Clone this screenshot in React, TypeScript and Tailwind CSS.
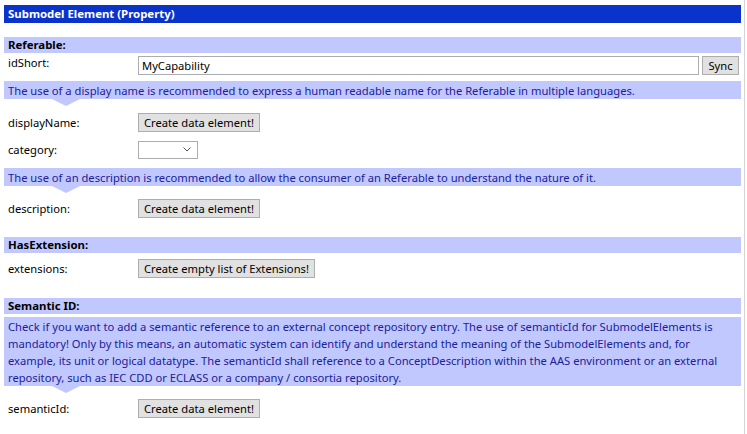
import React from 'react';

const font = { fontFamily: '"Noto Sans", "Open Sans", sans-serif' };

const Header = ({ title }: { title: string }) => (
  <div className="h-[16px] bg-[#c0c8fe] pl-[4px] text-[11.4px] leading-[16px] font-bold text-black">{title}</div>
);

const Hint = ({ children }: { children: React.ReactNode }) => (
  <div className="relative">
    <div className="bg-[#c0c8fe] px-[4px] pt-[1px] text-[11.2px] leading-[17px] text-[#20209a]">{children}</div>
    <div className="absolute left-[48px] top-full h-0 w-0 border-x-[14px] border-t-[7px] border-x-transparent border-t-[#c0c8fe]" />
  </div>
);

const Btn = ({ children }: { children: React.ReactNode }) => (
  <button className="h-[19px] border border-[#adadad] bg-[#e1e1e1] px-[5px] text-[11.2px] leading-[17px] text-black">{children}</button>
);

const Row = ({ label, children, className = '' }: { label: string; children: React.ReactNode; className?: string }) => (
  <div className={`flex h-[19px] items-center ${className}`}>
    <div className="w-[134px] pl-[4px] text-[11.2px] leading-[17px] text-black">{label}</div>
    {children}
  </div>
);

export default function App() {
  return (
    <div className="h-[434px] w-[747px] overflow-hidden bg-white" style={font}>
      <div className="h-full w-[745px] border-r border-[#d4d4d4] pl-[4px] pr-[3px] pt-[5px]">
        <div className="h-[18px] bg-[#0a33cc] pl-[4px] text-[11.4px] font-bold leading-[18px] text-white">Submodel Element (Property)</div>

        <div className="mt-[14px]">
          <Header title="Referable:" />
        </div>
        <div className="mt-[3px] flex h-[19px]">
          <div className="w-[134px] pl-[4px] text-[11.2px] leading-[14px] text-black">idShort:</div>
          <div className="h-[19px] w-[561px] border border-[#abadb3] bg-white pl-[3px] text-[11.2px] leading-[17px] text-black">MyCapability</div>
          <button className="ml-[3px] h-[19px] w-[37px] border border-[#adadad] bg-[#e1e1e1] text-[11.2px] leading-[17px] text-black">Sync</button>
        </div>
        <div className="mt-[6px]">
          <Hint>The use of a display name is recommended to express a human readable name for the Referable in multiple languages.</Hint>
        </div>
        <Row label="displayName:" className="mt-[14px]">
          <Btn>Create data element!</Btn>
        </Row>
        <Row label="category:" className="mt-[8px]">
          <div className="flex h-[18px] w-[60px] items-center justify-end border border-[#abadb3] bg-white pr-[6px]">
            <svg width="8" height="5" viewBox="0 0 8 5" fill="none" stroke="#555" strokeWidth="1">
              <path d="M0.5 0.5 L4 4 L7.5 0.5" />
            </svg>
          </div>
        </Row>
        <div className="mt-[9px]">
          <Hint>The use of an description is recommended to allow the consumer of an Referable to understand the nature of it.</Hint>
        </div>
        <Row label="description:" className="mt-[13px]">
          <Btn>Create data element!</Btn>
        </Row>

        <div className="mt-[19px]">
          <Header title="HasExtension:" />
        </div>
        <Row label="extensions:" className="mt-[6px]">
          <Btn>Create empty list of Extensions!</Btn>
        </Row>

        <div className="mt-[20px]">
          <Header title="Semantic ID:" />
        </div>
        <div className="mt-[3px]">
          <Hint>
            Check if you want to add a semantic reference to an external concept repository entry. The use of semanticId for SubmodelElements is mandatory! Only by this means, an automatic system can identify and understand the meaning of the SubmodelElements and, for example, its unit or logical datatype. The semanticId shall reference to a ConceptDescription within the AAS environment or an external repository, such as IEC CDD or ECLASS or a company / consortia repository.
          </Hint>
        </div>
        <Row label="semanticId:" className="mt-[13px]">
          <Btn>Create data element!</Btn>
        </Row>
      </div>
    </div>
  );
}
- - - -
Exactly as written, please give again the lines from the beginning of the listing through the line containing "bg-[#0a33cc] pl-[4px] text-[11.4px]", inclusive, without any pictures.

**Response**
Clone this screenshot in React, TypeScript and Tailwind CSS.
import React from 'react';

const font = { fontFamily: '"Noto Sans", "Open Sans", sans-serif' };

const Header = ({ title }: { title: string }) => (
  <div className="h-[16px] bg-[#c0c8fe] pl-[4px] text-[11.4px] leading-[16px] font-bold text-black">{title}</div>
);

const Hint = ({ children }: { children: React.ReactNode }) => (
  <div className="relative">
    <div className="bg-[#c0c8fe] px-[4px] pt-[1px] text-[11.2px] leading-[17px] text-[#20209a]">{children}</div>
    <div className="absolute left-[48px] top-full h-0 w-0 border-x-[14px] border-t-[7px] border-x-transparent border-t-[#c0c8fe]" />
  </div>
);

const Btn = ({ children }: { children: React.ReactNode }) => (
  <button className="h-[19px] border border-[#adadad] bg-[#e1e1e1] px-[5px] text-[11.2px] leading-[17px] text-black">{children}</button>
);

const Row = ({ label, children, className = '' }: { label: string; children: React.ReactNode; className?: string }) => (
  <div className={`flex h-[19px] items-center ${className}`}>
    <div className="w-[134px] pl-[4px] text-[11.2px] leading-[17px] text-black">{label}</div>
    {children}
  </div>
);

export default function App() {
  return (
    <div className="h-[434px] w-[747px] overflow-hidden bg-white" style={font}>
      <div className="h-full w-[745px] border-r border-[#d4d4d4] pl-[4px] pr-[3px] pt-[5px]">
        <div className="h-[18px] bg-[#0a33cc] pl-[4px] text-[11.4px] font-bold leading-[18px] text-white">Submodel Element (Property)</div>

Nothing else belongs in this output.